• **EXERCISE**: Retype the data that follows line by line, exactly, and leave its pictures out.
+--
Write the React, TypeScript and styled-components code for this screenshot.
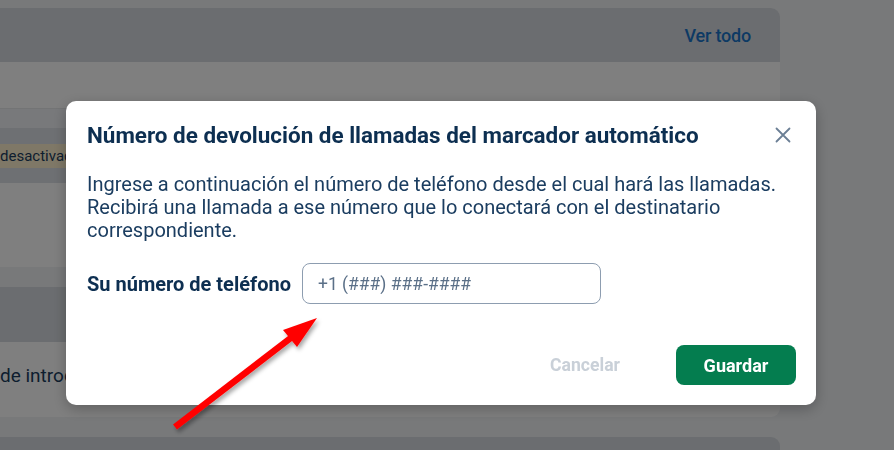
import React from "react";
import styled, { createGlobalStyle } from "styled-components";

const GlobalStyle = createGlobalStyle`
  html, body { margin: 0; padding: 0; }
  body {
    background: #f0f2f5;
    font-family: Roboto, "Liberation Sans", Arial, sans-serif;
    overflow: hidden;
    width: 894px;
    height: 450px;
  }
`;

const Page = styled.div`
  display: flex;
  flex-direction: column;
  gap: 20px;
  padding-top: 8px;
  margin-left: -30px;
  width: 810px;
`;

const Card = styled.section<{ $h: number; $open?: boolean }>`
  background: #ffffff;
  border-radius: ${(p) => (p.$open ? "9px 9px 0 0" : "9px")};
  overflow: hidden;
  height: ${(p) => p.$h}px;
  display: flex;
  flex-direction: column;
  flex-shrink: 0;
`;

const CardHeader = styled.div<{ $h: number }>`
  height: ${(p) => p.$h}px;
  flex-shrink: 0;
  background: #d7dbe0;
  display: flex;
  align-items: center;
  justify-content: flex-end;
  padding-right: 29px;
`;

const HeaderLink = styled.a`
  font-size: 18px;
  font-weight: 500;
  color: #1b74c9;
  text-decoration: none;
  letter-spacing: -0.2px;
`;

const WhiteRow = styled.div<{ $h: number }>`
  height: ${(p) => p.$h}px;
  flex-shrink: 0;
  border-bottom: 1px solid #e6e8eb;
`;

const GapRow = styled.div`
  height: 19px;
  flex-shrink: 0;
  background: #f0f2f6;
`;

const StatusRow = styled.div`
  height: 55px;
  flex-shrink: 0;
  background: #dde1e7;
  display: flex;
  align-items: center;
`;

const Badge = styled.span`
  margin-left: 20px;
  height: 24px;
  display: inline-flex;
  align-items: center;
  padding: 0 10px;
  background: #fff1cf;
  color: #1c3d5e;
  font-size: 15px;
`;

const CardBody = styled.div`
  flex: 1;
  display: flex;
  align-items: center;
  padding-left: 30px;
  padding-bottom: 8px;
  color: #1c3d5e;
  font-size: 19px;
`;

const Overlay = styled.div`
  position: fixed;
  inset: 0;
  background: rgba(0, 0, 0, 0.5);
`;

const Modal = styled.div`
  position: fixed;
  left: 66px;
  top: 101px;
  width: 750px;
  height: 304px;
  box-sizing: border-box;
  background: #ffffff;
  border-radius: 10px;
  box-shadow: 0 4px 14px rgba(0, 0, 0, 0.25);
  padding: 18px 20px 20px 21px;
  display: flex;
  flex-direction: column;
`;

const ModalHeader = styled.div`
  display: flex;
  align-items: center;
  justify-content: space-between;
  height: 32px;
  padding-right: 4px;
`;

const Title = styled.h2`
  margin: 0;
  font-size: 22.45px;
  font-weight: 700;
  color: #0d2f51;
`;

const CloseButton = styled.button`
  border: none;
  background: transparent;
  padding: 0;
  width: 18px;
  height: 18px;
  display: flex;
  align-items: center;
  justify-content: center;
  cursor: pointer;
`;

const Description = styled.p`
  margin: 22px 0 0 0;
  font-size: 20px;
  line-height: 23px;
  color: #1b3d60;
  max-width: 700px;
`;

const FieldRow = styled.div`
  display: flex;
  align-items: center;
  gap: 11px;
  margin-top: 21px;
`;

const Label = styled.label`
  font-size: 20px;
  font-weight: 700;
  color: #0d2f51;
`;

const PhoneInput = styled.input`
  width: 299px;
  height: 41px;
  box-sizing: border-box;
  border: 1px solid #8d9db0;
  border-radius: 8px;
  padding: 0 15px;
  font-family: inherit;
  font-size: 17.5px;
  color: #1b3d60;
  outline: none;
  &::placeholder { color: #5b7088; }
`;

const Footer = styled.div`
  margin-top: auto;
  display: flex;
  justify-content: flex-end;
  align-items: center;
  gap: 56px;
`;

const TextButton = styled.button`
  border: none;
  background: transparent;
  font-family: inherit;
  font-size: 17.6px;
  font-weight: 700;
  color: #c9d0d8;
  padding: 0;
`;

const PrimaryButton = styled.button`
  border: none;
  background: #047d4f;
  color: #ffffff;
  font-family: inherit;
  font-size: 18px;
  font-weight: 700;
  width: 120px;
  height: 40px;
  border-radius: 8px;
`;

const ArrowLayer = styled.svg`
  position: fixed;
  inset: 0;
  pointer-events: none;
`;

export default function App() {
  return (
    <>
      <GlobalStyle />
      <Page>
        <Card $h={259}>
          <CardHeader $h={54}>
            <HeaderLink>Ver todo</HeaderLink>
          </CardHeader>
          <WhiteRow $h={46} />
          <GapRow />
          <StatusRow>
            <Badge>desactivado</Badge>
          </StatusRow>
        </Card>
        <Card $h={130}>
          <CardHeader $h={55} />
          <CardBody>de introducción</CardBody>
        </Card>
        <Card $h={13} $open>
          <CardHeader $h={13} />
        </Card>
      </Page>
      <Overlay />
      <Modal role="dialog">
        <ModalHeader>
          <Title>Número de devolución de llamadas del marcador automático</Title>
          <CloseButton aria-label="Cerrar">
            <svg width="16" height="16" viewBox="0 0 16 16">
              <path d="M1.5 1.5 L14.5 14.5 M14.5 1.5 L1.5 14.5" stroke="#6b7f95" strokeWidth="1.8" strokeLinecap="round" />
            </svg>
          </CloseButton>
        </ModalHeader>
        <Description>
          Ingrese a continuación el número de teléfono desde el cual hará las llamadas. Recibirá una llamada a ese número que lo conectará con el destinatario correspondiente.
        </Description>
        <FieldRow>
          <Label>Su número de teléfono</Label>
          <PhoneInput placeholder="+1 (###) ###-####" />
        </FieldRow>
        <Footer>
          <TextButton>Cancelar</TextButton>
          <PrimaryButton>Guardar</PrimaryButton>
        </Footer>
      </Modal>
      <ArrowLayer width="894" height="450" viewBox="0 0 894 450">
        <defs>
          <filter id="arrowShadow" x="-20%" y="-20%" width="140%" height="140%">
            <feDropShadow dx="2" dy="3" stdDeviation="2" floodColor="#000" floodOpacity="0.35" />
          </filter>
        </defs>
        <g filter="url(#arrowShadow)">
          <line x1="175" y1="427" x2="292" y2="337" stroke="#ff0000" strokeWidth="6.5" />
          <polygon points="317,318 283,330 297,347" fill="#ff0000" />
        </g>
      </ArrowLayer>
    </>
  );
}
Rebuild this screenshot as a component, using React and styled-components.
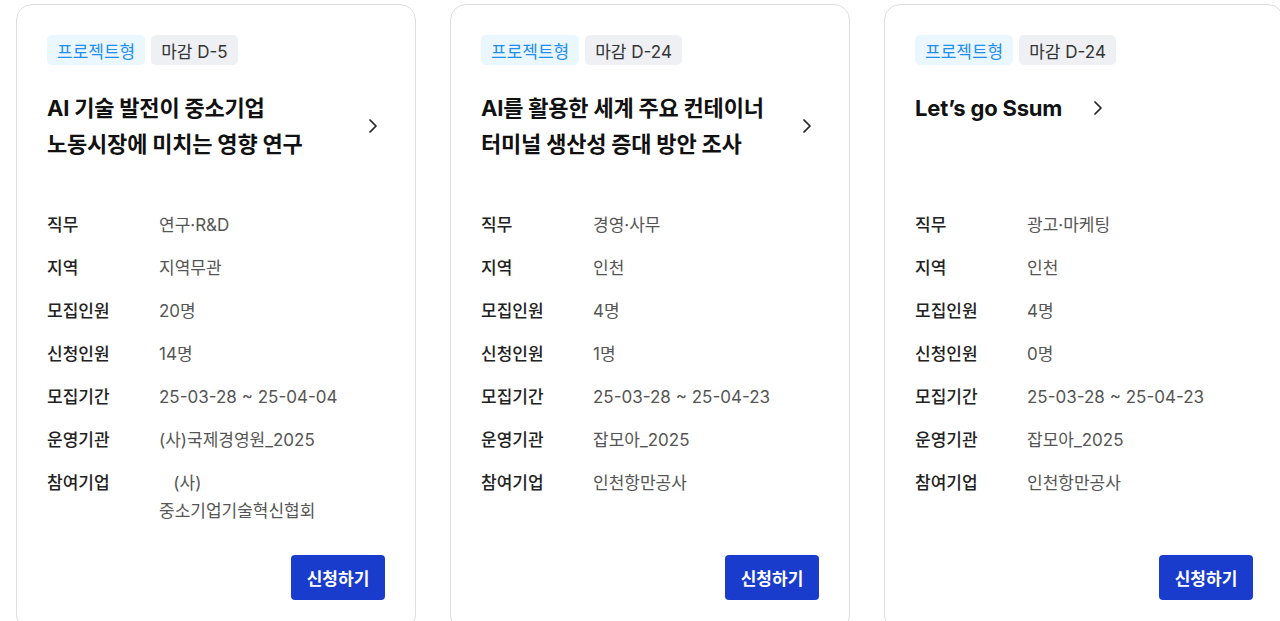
+--
• **RESPONSE TO THE TASK**:
Write the React, TypeScript and styled-components code for this screenshot.
import React from "react";
import styled, { createGlobalStyle } from "styled-components";

const GlobalStyle = createGlobalStyle`
  html, body { margin: 0; padding: 0; }
  body {
    background: #f0f2f5;
    font-family: Roboto, "Liberation Sans", Arial, sans-serif;
    overflow: hidden;
    width: 894px;
    height: 450px;
  }
`;

const Page = styled.div`
  display: flex;
  flex-direction: column;
  gap: 20px;
  padding-top: 8px;
  margin-left: -30px;
  width: 810px;
`;

const Card = styled.section<{ $h: number; $open?: boolean }>`
  background: #ffffff;
  border-radius: ${(p) => (p.$open ? "9px 9px 0 0" : "9px")};
  overflow: hidden;
  height: ${(p) => p.$h}px;
  display: flex;
  flex-direction: column;
  flex-shrink: 0;
`;

const CardHeader = styled.div<{ $h: number }>`
  height: ${(p) => p.$h}px;
  flex-shrink: 0;
  background: #d7dbe0;
  display: flex;
  align-items: center;
  justify-content: flex-end;
  padding-right: 29px;
`;

const HeaderLink = styled.a`
  font-size: 18px;
  font-weight: 500;
  color: #1b74c9;
  text-decoration: none;
  letter-spacing: -0.2px;
`;

const WhiteRow = styled.div<{ $h: number }>`
  height: ${(p) => p.$h}px;
  flex-shrink: 0;
  border-bottom: 1px solid #e6e8eb;
`;

const GapRow = styled.div`
  height: 19px;
  flex-shrink: 0;
  background: #f0f2f6;
`;

const StatusRow = styled.div`
  height: 55px;
  flex-shrink: 0;
  background: #dde1e7;
  display: flex;
  align-items: center;
`;

const Badge = styled.span`
  margin-left: 20px;
  height: 24px;
  display: inline-flex;
  align-items: center;
  padding: 0 10px;
  background: #fff1cf;
  color: #1c3d5e;
  font-size: 15px;
`;

const CardBody = styled.div`
  flex: 1;
  display: flex;
  align-items: center;
  padding-left: 30px;
  padding-bottom: 8px;
  color: #1c3d5e;
  font-size: 19px;
`;

const Overlay = styled.div`
  position: fixed;
  inset: 0;
  background: rgba(0, 0, 0, 0.5);
`;

const Modal = styled.div`
  position: fixed;
  left: 66px;
  top: 101px;
  width: 750px;
  height: 304px;
  box-sizing: border-box;
  background: #ffffff;
  border-radius: 10px;
  box-shadow: 0 4px 14px rgba(0, 0, 0, 0.25);
  padding: 18px 20px 20px 21px;
  display: flex;
  flex-direction: column;
`;

const ModalHeader = styled.div`
  display: flex;
  align-items: center;
  justify-content: space-between;
  height: 32px;
  padding-right: 4px;
`;

const Title = styled.h2`
  margin: 0;
  font-size: 22.45px;
  font-weight: 700;
  color: #0d2f51;
`;

const CloseButton = styled.button`
  border: none;
  background: transparent;
  padding: 0;
  width: 18px;
  height: 18px;
  display: flex;
  align-items: center;
  justify-content: center;
  cursor: pointer;
`;

const Description = styled.p`
  margin: 22px 0 0 0;
  font-size: 20px;
  line-height: 23px;
  color: #1b3d60;
  max-width: 700px;
`;

const FieldRow = styled.div`
  display: flex;
  align-items: center;
  gap: 11px;
  margin-top: 21px;
`;

const Label = styled.label`
  font-size: 20px;
  font-weight: 700;
  color: #0d2f51;
`;

const PhoneInput = styled.input`
  width: 299px;
  height: 41px;
  box-sizing: border-box;
  border: 1px solid #8d9db0;
  border-radius: 8px;
  padding: 0 15px;
  font-family: inherit;
  font-size: 17.5px;
  color: #1b3d60;
  outline: none;
  &::placeholder { color: #5b7088; }
`;

const Footer = styled.div`
  margin-top: auto;
  display: flex;
  justify-content: flex-end;
  align-items: center;
  gap: 56px;
`;

const TextButton = styled.button`
  border: none;
  background: transparent;
  font-family: inherit;
  font-size: 17.6px;
  font-weight: 700;
  color: #c9d0d8;
  padding: 0;
`;

const PrimaryButton = styled.button`
  border: none;
  background: #047d4f;
  color: #ffffff;
  font-family: inherit;
  font-size: 18px;
  font-weight: 700;
  width: 120px;
  height: 40px;
  border-radius: 8px;
`;

const ArrowLayer = styled.svg`
  position: fixed;
  inset: 0;
  pointer-events: none;
`;

export default function App() {
  return (
    <>
      <GlobalStyle />
      <Page>
        <Card $h={259}>
          <CardHeader $h={54}>
            <HeaderLink>Ver todo</HeaderLink>
          </CardHeader>
          <WhiteRow $h={46} />
          <GapRow />
          <StatusRow>
            <Badge>desactivado</Badge>
          </StatusRow>
        </Card>
        <Card $h={130}>
          <CardHeader $h={55} />
          <CardBody>de introducción</CardBody>
        </Card>
        <Card $h={13} $open>
          <CardHeader $h={13} />
        </Card>
      </Page>
      <Overlay />
      <Modal role="dialog">
        <ModalHeader>
          <Title>Número de devolución de llamadas del marcador automático</Title>
          <CloseButton aria-label="Cerrar">
            <svg width="16" height="16" viewBox="0 0 16 16">
              <path d="M1.5 1.5 L14.5 14.5 M14.5 1.5 L1.5 14.5" stroke="#6b7f95" strokeWidth="1.8" strokeLinecap="round" />
            </svg>
          </CloseButton>
        </ModalHeader>
        <Description>
          Ingrese a continuación el número de teléfono desde el cual hará las llamadas. Recibirá una llamada a ese número que lo conectará con el destinatario correspondiente.
        </Description>
        <FieldRow>
          <Label>Su número de teléfono</Label>
          <PhoneInput placeholder="+1 (###) ###-####" />
        </FieldRow>
        <Footer>
          <TextButton>Cancelar</TextButton>
          <PrimaryButton>Guardar</PrimaryButton>
        </Footer>
      </Modal>
      <ArrowLayer width="894" height="450" viewBox="0 0 894 450">
        <defs>
          <filter id="arrowShadow" x="-20%" y="-20%" width="140%" height="140%">
            <feDropShadow dx="2" dy="3" stdDeviation="2" floodColor="#000" floodOpacity="0.35" />
          </filter>
        </defs>
        <g filter="url(#arrowShadow)">
          <line x1="175" y1="427" x2="292" y2="337" stroke="#ff0000" strokeWidth="6.5" />
          <polygon points="317,318 283,330 297,347" fill="#ff0000" />
        </g>
      </ArrowLayer>
    </>
  );
}
Rebuild this screenshot as a component, using React and styled-components.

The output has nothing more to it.